Grid System, 2024
Installation
Aluminium, LED lights, speakers, computer
In Grid System Ben Cullen Williams places the viewer in a series of grids, existing and imposed, seem-ingly simple yet complex. The grid, having emerged over 2000 years ago, now at the heart of modern society’s daily lives, measuring, quantifying, controlling, and liberating. With land, space, and time physically and immaterially ordered through human intervention. Changing humankind’s understanding and experience of the world. The work, located within the vaults of the demolished 19th century Clerkenwell House of Detention is in direct conversation with its environment, a historical place of trapping. Two rotating scanning lights shine through a mesh, casting shadows on the surrounding walls. The beams of light shatter and fragment, destroying and creating, mapping and altering. The technical structure takes cues from scanners, lighthouses and searchlights, all of which can be seen to be inherently paradoxical, while being deeply enmeshed into contemporary landscapes, from the psychological to the physical, existing as modes of seeing the unseeable.
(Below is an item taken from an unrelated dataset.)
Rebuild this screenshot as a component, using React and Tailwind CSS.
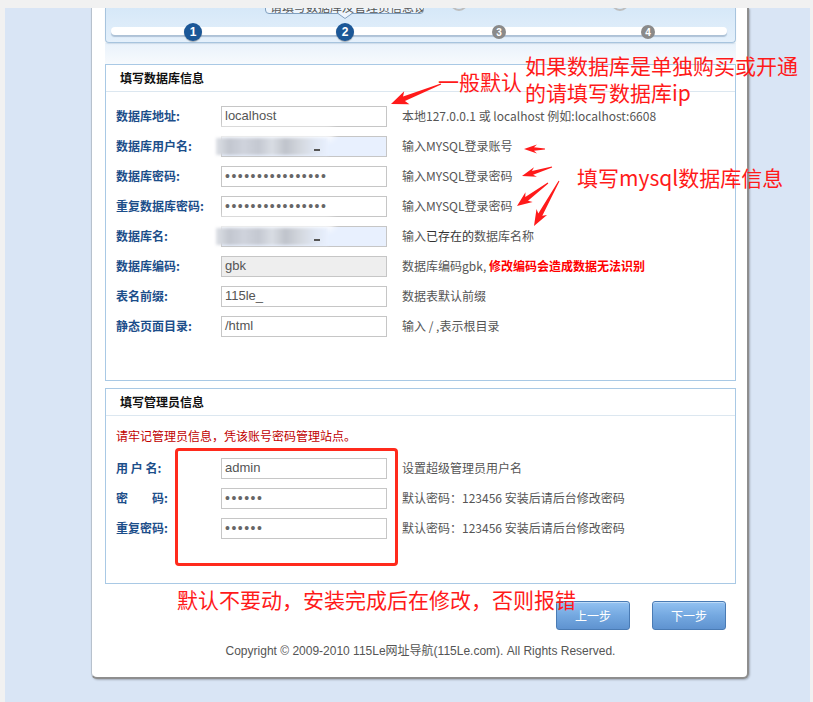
import React from "react";

const CN = "font-['Microsoft_YaHei','Noto_Sans_CJK_SC','Noto_Sans',sans-serif]";
const LAT = "font-['Liberation_Sans','Noto_Sans_CJK_SC',sans-serif]";

function Arrow({ t, p, L = 12, hw = 6, sw = 2.2, tw = 0.5 }) {
  const dx = p[0] - t[0];
  const dy = p[1] - t[1];
  const len = Math.hypot(dx, dy);
  const ux = dx / len;
  const uy = dy / len;
  const nx = -uy;
  const ny = ux;
  const bx = p[0] - ux * L;
  const by = p[1] - uy * L;
  const pts = [
    [t[0] + nx * tw, t[1] + ny * tw],
    [bx + nx * sw, by + ny * sw],
    [bx - ux * 3 + nx * hw, by - uy * 3 + ny * hw],
    p,
    [bx - ux * 3 - nx * hw, by - uy * 3 - ny * hw],
    [bx - nx * sw, by - ny * sw],
    [t[0] - nx * tw, t[1] - ny * tw],
  ];
  return <polygon points={pts.map((q) => q.join(",")).join(" ")} fill="#ff1a1a" />;
}

function Blur() {
  return (
    <>
      <div className="absolute left-[-7px] top-[-10px] w-[120px] h-[14px] bg-white/80 blur-[3px] rounded-full" />
      <div className="absolute left-[-6px] top-[1px] bottom-[1px] w-[112px] blur-[1.5px] bg-[linear-gradient(90deg,#dde0e6_0%,#c2c6cf_12%,#cfd3dc_25%,#c4c8d1_38%,#d9dde4_50%,#bfc3cb_62%,#d3d7de_75%,#dfe6f2_88%,#e8f0fe_100%)]" />
      <div className="absolute left-[92px] top-[12px] w-[6px] h-[2px] bg-[#555] blur-[0.5px]" />
    </>
  );
}

function Field({ row }) {
  let bg = "bg-white";
  if (row.disabled) bg = "bg-[#eeeeee]";
  if (row.blur) bg = "bg-[#e8f0fe]";
  return (
    <div className={`relative w-[166px] h-[21px] border border-[#c6c6c6] ${bg} flex items-center pl-[3px] text-[13px] text-[#555] ${LAT}`}>
      {row.blur && <Blur />}
      {row.pwd ? (
        <span className="text-[14px] tracking-[1.5px] text-[#666] leading-none">{"•".repeat(row.pwd)}</span>
      ) : (
        <span className="relative">{row.value}</span>
      )}
    </div>
  );
}

function Row({ row }) {
  return (
    <div className="flex items-center h-[30px]">
      <div className={`w-[105px] shrink-0 text-[12px] font-bold text-[#1c4e8a] ${CN} whitespace-pre`}>{row.label}</div>
      <Field row={row} />
      <div className={`ml-[15px] text-[12px] text-[#555] ${CN} whitespace-nowrap`}>{row.hint}</div>
    </div>
  );
}

const dbRows = [
  { label: "数据库地址:", value: "localhost", hint: "本地127.0.0.1 或 localhost 例如:localhost:6608" },
  { label: "数据库用户名:", blur: true, hint: "输入MYSQL登录账号" },
  { label: "数据库密码:", pwd: 16, hint: "输入MYSQL登录密码" },
  { label: "重复数据库密码:", pwd: 16, hint: "输入MYSQL登录密码" },
  {
    label: "数据库名:",
    blur: true,
    hint: (
      <>
        输入<span className="text-[#333]">已存在的</span>数据库名称
      </>
    ),
  },
  {
    label: "数据库编码:",
    value: "gbk",
    disabled: true,
    hint: (
      <>
        数据库编码gbk, <span className="font-bold text-[#ff0000]">修改编码会造成数据无法识别</span>
      </>
    ),
  },
  { label: "表名前缀:", value: "115le_", hint: "数据表默认前缀" },
  { label: "静态页面目录:", value: "/html", hint: "输入 / ,表示根目录" },
];

const adminRows = [
  { label: "用 户 名:", value: "admin", hint: "设置超级管理员用户名" },
  { label: "密　　码:", pwd: 6, hint: "默认密码：123456 安装后请后台修改密码" },
  { label: "重复密码:", pwd: 6, hint: "默认密码：123456 安装后请后台修改密码" },
];

function StepDot({ n, active, left }) {
  if (active) {
    return (
      <div
        className={`absolute top-[15px] w-[18px] h-[18px] rounded-full bg-[#1b5797] text-white text-[12px] font-bold flex items-center justify-center ${LAT} shadow-[0_1px_1px_rgba(0,0,0,0.3)]`}
        style={{ left: left - 9 }}
      >
        {n}
      </div>
    );
  }
  return (
    <div
      className={`absolute top-[17px] w-[14px] h-[14px] rounded-full bg-[#8a8a8a] text-white text-[10px] font-bold flex items-center justify-center ${LAT}`}
      style={{ left: left - 7 }}
    >
      {n}
    </div>
  );
}

export default function App() {
  return (
    <div className={`relative w-[813px] h-[702px] overflow-hidden bg-[#f1f1f1] pt-[8px] pl-[5px] pr-[3px] ${CN}`}>
      <div className="h-[694px] bg-[#d9e5f5] pl-[86px] overflow-hidden">
        <div className="w-[658px] h-[671px] bg-white border-l border-[#b7c1cd] border-r-2 border-r-[#8e8e8e] border-b-2 border-b-[#8e8e8e] rounded-b-[6px] shadow-[1px_1px_2px_rgba(0,0,0,0.25)] pl-[13px] pr-[11px] flex flex-col">
          {/* step header */}
          <div className="relative h-[35px] shrink-0 border-x border-b border-[#a7c4de] rounded-b-[4px] bg-[linear-gradient(180deg,#d6e8f8_0%,#e4f0fb_100%)] shadow-[0_1px_1px_rgba(120,150,180,0.25)]">
            {/* tooltip */}
            <div className="absolute left-[159px] top-[-14px] w-[159px] h-[20px] border border-[#7f9fbf] rounded-[4px] bg-[#eef5fc] overflow-hidden">
              <div className={`absolute left-[4px] top-[3px] text-[12px] text-[#555] whitespace-nowrap ${CN}`}>请填写数据库及管理员信息设置</div>
            </div>
            <svg className="absolute left-[232px] top-[5px]" width="14" height="6" viewBox="0 0 14 6">
              <polygon points="0,0 14,0 7,6" fill="#eef5fc" />
              <polyline points="0,0.5 7,5.5 14,0.5" fill="none" stroke="#7f9fbf" strokeWidth="1" />
            </svg>
            {/* upper circles */}
            <div className="absolute left-[344px] top-[-15px] w-[18px] h-[18px] rounded-full border-2 border-[#bdbdbd]" />
            <div className="absolute left-[505px] top-[-15px] w-[18px] h-[18px] rounded-full border-2 border-[#bdbdbd]" />
            {/* bar */}
            <div className="mt-[19px] ml-[5px] mr-[8px] h-[8px] rounded-full bg-white shadow-[0_2px_1px_rgba(110,140,170,0.45)]" />
            <StepDot n="1" active left={87} />
            <StepDot n="2" active left={239} />
            <StepDot n="3" left={393} />
            <StepDot n="4" left={542} />
          </div>
          <div className="h-[21px] shrink-0 bg-[linear-gradient(180deg,#e9f2fb_0%,#f7fafd_100%)]" />

          {/* section 1 */}
          <div className="h-[317px] shrink-0 border border-[#a9c9e5]">
            <div className="h-[27px] border-b border-[#dce7f0] pl-[14px] flex items-center text-[12px] font-bold text-[#111]">填写数据库信息</div>
            <div className="pt-[9px] pl-[10px]">
              {dbRows.map((r, i) => (
                <Row key={i} row={r} />
              ))}
            </div>
          </div>

          {/* section 2 */}
          <div className="mt-[7px] h-[196px] shrink-0 border border-[#a9c9e5]">
            <div className="h-[27px] border-b border-[#dce7f0] pl-[14px] flex items-center text-[12px] font-bold text-[#111]">填写管理员信息</div>
            <div className="pt-[10px] pl-[10px]">
              <div className="h-[20px] leading-[20px] text-[12px] text-[#c00000]">请牢记管理员信息，凭该账号密码管理站点。</div>
              <div className="mt-[7px]">
                {adminRows.map((r, i) => (
                  <Row key={i} row={r} />
                ))}
              </div>
            </div>
          </div>

          {/* buttons */}
          <div className="mt-[17px] flex justify-end gap-[22px] pr-[10px]">
            {["上一步", "下一步"].map((t) => (
              <button
                key={t}
                className="w-[74px] h-[29px] rounded-[3px] border border-[#4a7bb4] bg-[linear-gradient(180deg,#93c2f2_0%,#74a8e0_50%,#5f93d0_100%)] text-white text-[12px] shadow-[inset_0_1px_0_rgba(255,255,255,0.4)]"
              >
                {t}
              </button>
            ))}
          </div>
          <div className={`mt-[12px] text-center text-[12px] text-[#555] ${LAT}`}>
            Copyright © 2009-2010 115Le网址导航(115Le.com). All Rights Reserved.
          </div>
        </div>
      </div>

      {/* annotations */}
      <svg className="absolute left-0 top-0 pointer-events-none" width="813" height="702">
        <Arrow t={[441, 84]} p={[391, 104]} L={14} hw={7} sw={2.5} />
        <Arrow t={[545, 149]} p={[524, 149]} L={10} hw={4.5} sw={1.8} />
        <Arrow t={[552, 167]} p={[522, 176]} L={11} hw={5} sw={2} />
        <Arrow t={[548, 183]} p={[517, 206]} L={12} hw={6} sw={2.3} />
        <Arrow t={[559, 181]} p={[534, 226]} L={13} hw={6} sw={2.3} />
      </svg>
      <div className="absolute left-[438px] top-[68px] text-[21px] leading-[27px] text-[#ff1a1a] whitespace-nowrap">一般默认</div>
      <div className="absolute left-[525px] top-[52px] text-[21px] leading-[27px] text-[#ff1a1a] whitespace-nowrap">
        如果数据库是单独购买或开通
        <br />
        的请填写数据库ip
      </div>
      <div className="absolute left-[577px] top-[164px] text-[21px] leading-[27px] text-[#ff1a1a] whitespace-nowrap">填写mysql数据库信息</div>
      <div className="absolute left-[175px] top-[448px] w-[223px] h-[118px] border-[3px] border-[#ff2a1c] rounded-[4px]" />
      <div className="absolute left-[177px] top-[586px] text-[21px] leading-[27px] text-[#ff1a1a] whitespace-nowrap">默认不要动，安装完成后在修改，否则报错</div>
    </div>
  );
}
The grid also exists in this space of the tangible and the intangible, from the built environment to mappings on the natural world, aiming to quantify the unquantifiable. Through Williams’ collaboration with musician Harrison Cargill sound forms part of the work. Recordings of landscapes from across Britain have been manipulated and ordered into sonic grids, creating new modes of audio presentation of the familiar.